The face is tested again in new frames.
Then it is corrected again.

This is not a one-click process.

It is a chain of visual decisions.

Lips, cheekbones, eyes, jawline, expression, attitude, posture, skin quality, camera tension — all of these can change whether an image remains just a pretty face or becomes a model.

Sometimes an AI image has potential, but not discipline.

Sometimes it has beauty, but no edge.

Sometimes it has fashion energy, but the identity is unstable.

Ruwana’s role is to recognize what can become a model — and what must be rejected.

The Ruwana Studio Eye

Behind a Ruwana model there is not only a system.

There is a studio eye.

The visual selection process includes people who understand fashion, photography, makeup, casting, retouching, beauty, and visual production. People who know that a model is not defined by prettiness alone, but by presence, proportion, expression, and the ability to carry an image.

A makeup eye can see when a face has potential but needs balance.

A casting eye can see when beauty is too common or when a face has rare energy.

A photographer’s eye can see whether the model holds the camera.

A retouching eye can see which detail strengthens identity and which detail breaks it.

This is why Ruwana models are not judged as files. They are judged as models.

The process is not only technical.

It is editorial.

And that is the difference.

Formed Through Visual Training

We do not describe Ruwana models as simple AI outputs.

They are formed through visual training.

That does not mean training a machine model in the technical sense. It means training the identity itself: testing it, correcting it, refining it, rejecting weak versions, keeping strong ones, and pushing the face toward a stable fashion presence.

The identity is educated visually.

It learns its own limits through the process.

What kind of expression belongs to it.
What kind of light strengthens it.
What type of styling works.
What breaks the face.
What makes it generic.
What makes it memorable.
What keeps it recognizable.

A Ruwana model is not accepted because one image works.

It is accepted when the identity starts to hold.

The Team Behind the Image

Traditional fashion production is never the result of one element.

A strong image can involve a photographer, model, makeup artist, stylist, retoucher, casting director, art director, producer, and client. Each one sees something different. Each one protects a part of the final standard.

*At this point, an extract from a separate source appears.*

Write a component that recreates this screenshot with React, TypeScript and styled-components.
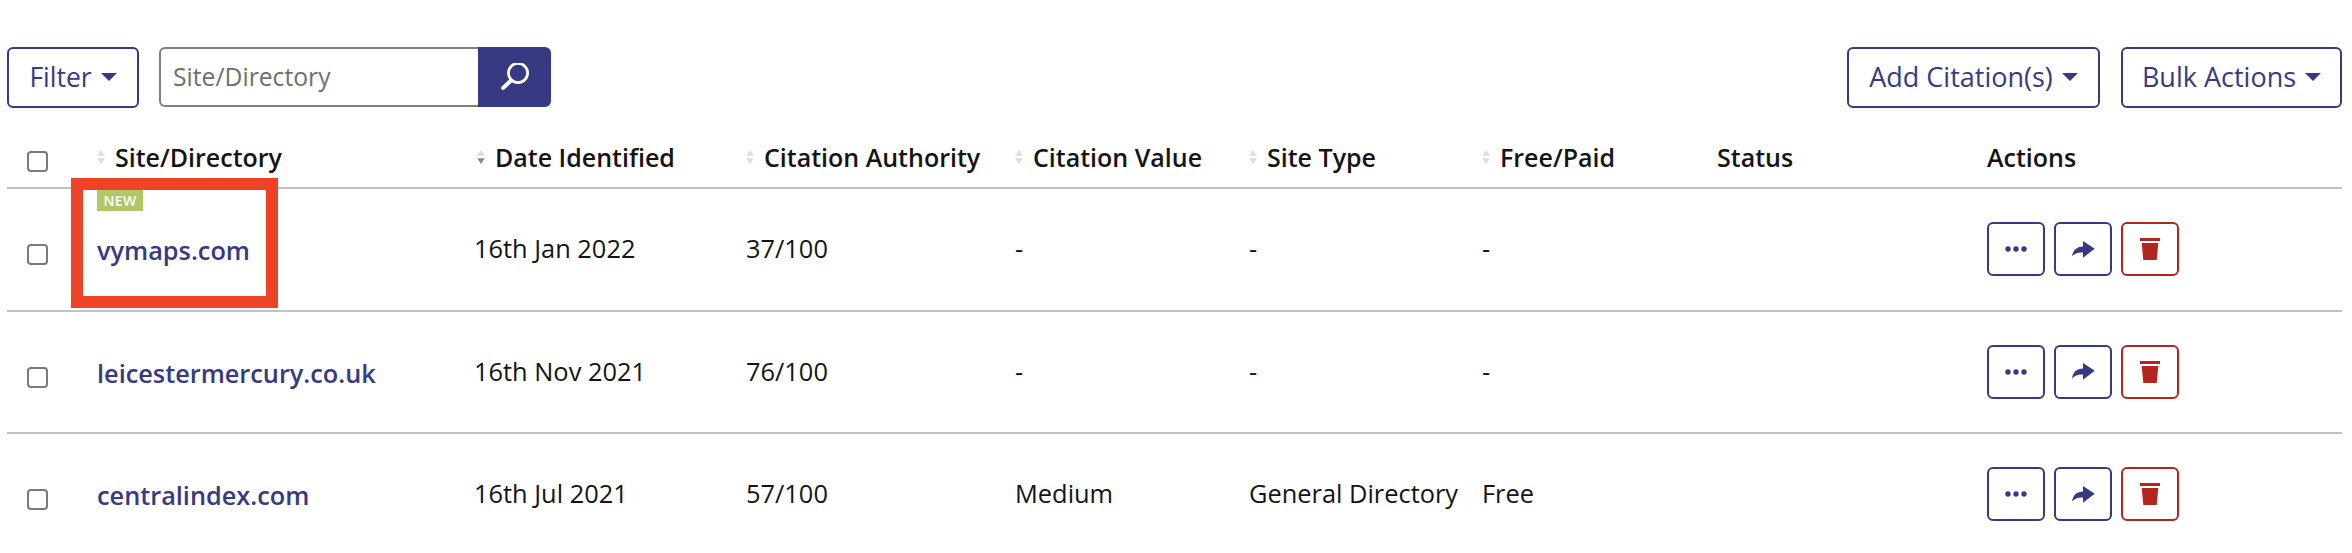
import React from 'react';
import styled, { createGlobalStyle } from 'styled-components';

const NAVY = '#373a82';
const RED = '#b3261e';

const GlobalStyle = createGlobalStyle`
  html, body {
    margin: 0;
    padding: 0;
    background: #fff;
    overflow: hidden;
  }
  body {
    font-family: "Open Sans", "Noto Sans", sans-serif;
    color: #141414;
  }
`;

const Page = styled.div`
  width: 2352px;
  height: 553px;
  padding: 47px 10px 0 7px;
  box-sizing: border-box;
  overflow: hidden;
`;

const Toolbar = styled.div`
  display: flex;
  justify-content: space-between;
  align-items: flex-start;
  height: 61px;
`;

const ToolGroup = styled.div<{ $gap: number }>`
  display: flex;
  gap: ${({ $gap }) => $gap}px;
`;

const OutlineButton = styled.button<{ $width: number; $size: number }>`
  display: flex;
  align-items: center;
  justify-content: center;
  gap: 9px;
  width: ${({ $width }) => $width}px;
  height: 61px;
  padding: 0 0 2px;
  background: #fff;
  border: 2px solid ${NAVY};
  border-radius: 6px;
  color: ${NAVY};
  font: 400 ${({ $size }) => $size}px "Open Sans", sans-serif;
`;

const Caret = styled.span`
  width: 0;
  height: 0;
  border-left: 8px solid transparent;
  border-right: 8px solid transparent;
  border-top: 8px solid ${NAVY};
`;

const SearchBox = styled.div`
  display: flex;
  height: 60px;
`;

const SearchInput = styled.input`
  width: 319px;
  height: 60px;
  box-sizing: border-box;
  padding: 0 12px 2px;
  border: 2px solid #808080;
  border-right: none;
  border-radius: 6px 0 0 6px;
  font: 400 24.7px "Open Sans", sans-serif;
  outline: none;

  &::placeholder {
    color: #6f6f6f;
    opacity: 1;
  }
`;

const SearchButton = styled.button`
  display: flex;
  align-items: center;
  justify-content: center;
  width: 73px;
  height: 60px;
  padding: 0;
  background: ${NAVY};
  border: none;
  border-radius: 0 6px 6px 0;
`;

const columns = '90px 377px 272px 269px 234px 233px 235px 270px 355px';

const HeadRow = styled.div`
  display: grid;
  grid-template-columns: ${columns};
  height: 81px;
  padding-top: 18px;
  box-sizing: border-box;
  align-items: center;
  border-bottom: 2px solid #c2c2c2;
`;

const BodyRow = styled.div`
  display: grid;
  grid-template-columns: ${columns};
  height: 122.5px;
  box-sizing: border-box;
  align-items: center;
  border-bottom: 2px solid #c2c2c2;
  font-size: 25.4px;
`;

const CheckCell = styled.div<{ $drop: number }>`
  display: flex;
  padding: ${({ $drop }) => $drop}px 0 0 20px;
`;

const Checkbox = styled.span`
  display: block;
  width: 21px;
  height: 21px;
  box-sizing: border-box;
  border: 2px solid #7a7a7a;
  border-radius: 4px;
`;

const HeadCell = styled.div<{ $indent?: number }>`
  display: flex;
  align-items: center;
  gap: 10px;
  padding-left: ${({ $indent }) => $indent ?? 0}px;
  font-size: 25px;
  font-weight: 600;
  white-space: nowrap;
`;

const SortIcon = styled.svg`
  width: 8px;
  height: 16px;
  flex: none;
`;

const Cell = styled.div`
  padding-bottom: 2px;
  white-space: nowrap;
`;

const SiteCell = styled(Cell)`
  position: relative;
  align-self: stretch;
  display: flex;
  align-items: center;
  padding: 2px 0 0;
  box-sizing: border-box;
`;

const SiteLink = styled.a`
  color: ${NAVY};
  font-weight: 600;
  font-size: 25.3px;
  text-decoration: none;
`;

const NewBadge = styled.span`
  position: absolute;
  top: 1px;
  left: 0;
  width: 46px;
  height: 21px;
  background: #aec865;
  color: #fff;
  font-size: 14px;
  font-weight: 600;
  line-height: 21px;
  text-align: center;
  letter-spacing: 0.3px;
`;

const Highlight = styled.span`
  position: absolute;
  top: -11px;
  left: -26px;
  width: 207px;
  height: 130px;
  box-sizing: border-box;
  border: 12px solid #ee4326;
`;

const ActionGroup = styled.div`
  display: flex;
  gap: 9px;
`;

const IconButton = styled.button<{ $danger?: boolean }>`
  display: flex;
  align-items: center;
  justify-content: center;
  width: 58px;
  height: 54px;
  padding: 0;
  background: #fff;
  border: 2px solid ${({ $danger }) => ($danger ? RED : NAVY)};
  border-radius: 6px;
  color: ${({ $danger }) => ($danger ? RED : NAVY)};
`;

const Sort: React.FC<{ active?: boolean }> = ({ active }) => (
  <SortIcon viewBox="0 0 8 16">
    <path d="M4 1 L7.8 6.8 H0.2 Z" fill="#dcdcdc" />
    <path d="M4 15 L7.8 9.2 H0.2 Z" fill={active ? '#8a8a8a' : '#dcdcdc'} />
  </SortIcon>
);

const MoreIcon = () => (
  <svg width="22" height="6" viewBox="0 0 22 6">
    <circle cx="3" cy="3" r="2.7" fill="currentColor" />
    <circle cx="11" cy="3" r="2.7" fill="currentColor" />
    <circle cx="19" cy="3" r="2.7" fill="currentColor" />
  </svg>
);

const ShareIcon = () => (
  <svg width="23" height="17" viewBox="0 0 23 17">
    <path
      d="M0 15.5 C1 9 5 5.5 11 5.5 V0 L22.7 7.7 L11 16.7 V11.5 C7 11 3 12 0 15.5 Z"
      fill="currentColor"
    />
  </svg>
);

const TrashIcon = () => (
  <svg width="20" height="22" viewBox="0 0 20 22">
    <rect x="0" y="0" width="20" height="3" fill="currentColor" />
    <path d="M1.7 5 H18.3 L16.7 22 H3.3 Z" fill="currentColor" />
  </svg>
);

const SearchIcon = () => (
  <svg width="29" height="29" viewBox="0 0 29 29" fill="none" stroke="#fff">
    <circle cx="18" cy="10" r="9.6" strokeWidth="2.8" />
    <path d="M10.5 18 L3 25" strokeWidth="4" strokeLinecap="round" />
  </svg>
);

const headers = [
  { label: 'Site/Directory', sortable: true },
  { label: 'Date Identified', sortable: true, active: true, indent: 3 },
  { label: 'Citation Authority', sortable: true },
  { label: 'Citation Value', sortable: true },
  { label: 'Site Type', sortable: true },
  { label: 'Free/Paid', sortable: true },
  { label: 'Status', sortable: false },
  { label: 'Actions', sortable: false },
];

const rows = [
  { site: 'vymaps.com', date: '16th Jan 2022', authority: '37/100', value: '-', type: '-', price: '-', isNew: true },
  { site: 'leicestermercury.co.uk', date: '16th Nov 2021', authority: '76/100', value: '-', type: '-', price: '-' },
  { site: 'centralindex.com', date: '16th Jul 2021', authority: '57/100', value: 'Medium', type: 'General Directory', price: 'Free' },
];

const App: React.FC = () => (
  <Page>
    <GlobalStyle />
    <Toolbar>
      <ToolGroup $gap={20}>
        <OutlineButton $width={132} $size={26.5}>
          Filter <Caret />
        </OutlineButton>
        <SearchBox>
          <SearchInput placeholder="Site/Directory" readOnly />
          <SearchButton aria-label="Search">
            <SearchIcon />
          </SearchButton>
        </SearchBox>
      </ToolGroup>
      <ToolGroup $gap={21}>
        <OutlineButton $width={253} $size={27}>
          Add Citation(s) <Caret />
        </OutlineButton>
        <OutlineButton $width={221} $size={27}>
          Bulk Actions <Caret />
        </OutlineButton>
      </ToolGroup>
    </Toolbar>

    <HeadRow>
      <CheckCell $drop={10}>
        <Checkbox />
      </CheckCell>
      {headers.map((h) => (
        <HeadCell key={h.label} $indent={h.indent}>
          {h.sortable && <Sort active={h.active} />}
          {h.label}
        </HeadCell>
      ))}
    </HeadRow>

    {rows.map((r) => (
      <BodyRow key={r.site}>
        <CheckCell $drop={11}>
          <Checkbox />
        </CheckCell>
        <SiteCell>
          {r.isNew && <NewBadge>NEW</NewBadge>}
          <SiteLink href="#">{r.site}</SiteLink>
          {r.isNew && <Highlight />}
        </SiteCell>
        <Cell>{r.date}</Cell>
        <Cell>{r.authority}</Cell>
        <Cell>{r.value}</Cell>
        <Cell>{r.type}</Cell>
        <Cell>{r.price}</Cell>
        <Cell />
        <ActionGroup>
          <IconButton aria-label="More">
            <MoreIcon />
          </IconButton>
          <IconButton aria-label="Share">
            <ShareIcon />
          </IconButton>
          <IconButton $danger aria-label="Delete">
            <TrashIcon />
          </IconButton>
        </ActionGroup>
      </BodyRow>
    ))}
  </Page>
);

export default App;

Ruwana does not copy the old production structure mechanically.

But it keeps the essence of it.

A virtual model still needs eyes around it. It needs selection. Taste. Rejection. Direction. Retouching. Styling logic. Face discipline. Camera logic. Beauty control. Fashion instinct.

Without that, AI can produce endless images.

But endless images are not a model.

A model is a controlled identity.

A model has to be recognizable.
A model has to carry a visual world.
A model has to survive more than one frame.
A model has to feel intentional.

That is what the Ruwana team protects.

From Image to Identity

Many AI tools stop at the image.

Ruwana does not.

For us, the question is never only:

“Is this image beautiful?”

The real questions are:

Can this face become an identity?
Can it be recognized again?
Can it hold fashion light?
Can it survive different styling?
Can it carry a campaign?
Can it feel like a model, not just a generated face?

This is why Ruwana builds virtual models as stable visual identities.

A model is not a single frame.

A model is continuity.

The face has to return. The energy has to return. The character has to return. The image has to feel like part of the same visual being, not a new random output every time.

That is one of the hardest parts of AI fashion production.

Not creating beauty.

Creating continuity.

Ruwana Does Not Generate Models. Ruwana Forms Them.

This is the core distinction.

AI can generate variations.

Ruwana forms the model.

Through digital casting.
Through retouching.
Through correction.
Through regeneration.
Through visual selection.
Through fashion direction.
Through studio judgment.

A Ruwana model is shaped until it reaches the standard of a model, not just the appearance of an image.

That is why the process has more in common with fashion production than with casual AI generation.

We do not look for the fastest output.

We look for the right identity.

Why This Matters for Brands

For brands, this difference matters.

A random AI image may work once. A virtual model identity can work repeatedly.

A generated face may look good in one campaign. A formed model can become part of a brand world.

A one-time image may impress. A stable model can build recognition.

This is where virtual models become valuable.

Not because they replace real models.

But because they offer controlled availability, repeatable identity, visual consistency, and a fashion-specific production process when a brand needs a clear direction.

Ruwana does not present virtual models as a shortcut around fashion standards.

We build them through fashion standards.

A New Form of Fashion Production

The future of AI fashion is not about pressing a button and accepting whatever appears.

That is only the surface.

The real future belongs to those who can direct the system, select with taste, reject weak results, refine identity, and understand the difference between an image and a model.

Ruwana Studio was built from that difference.

Not from the fascination with generation.

From the need for controlled visual production.

From the understanding that fashion images need more than technology. They need direction. They need eyes. They need structure. They need taste. They need standards.

A virtual model is not born finished.

It is formed.

And at Ruwana, that formation is the work.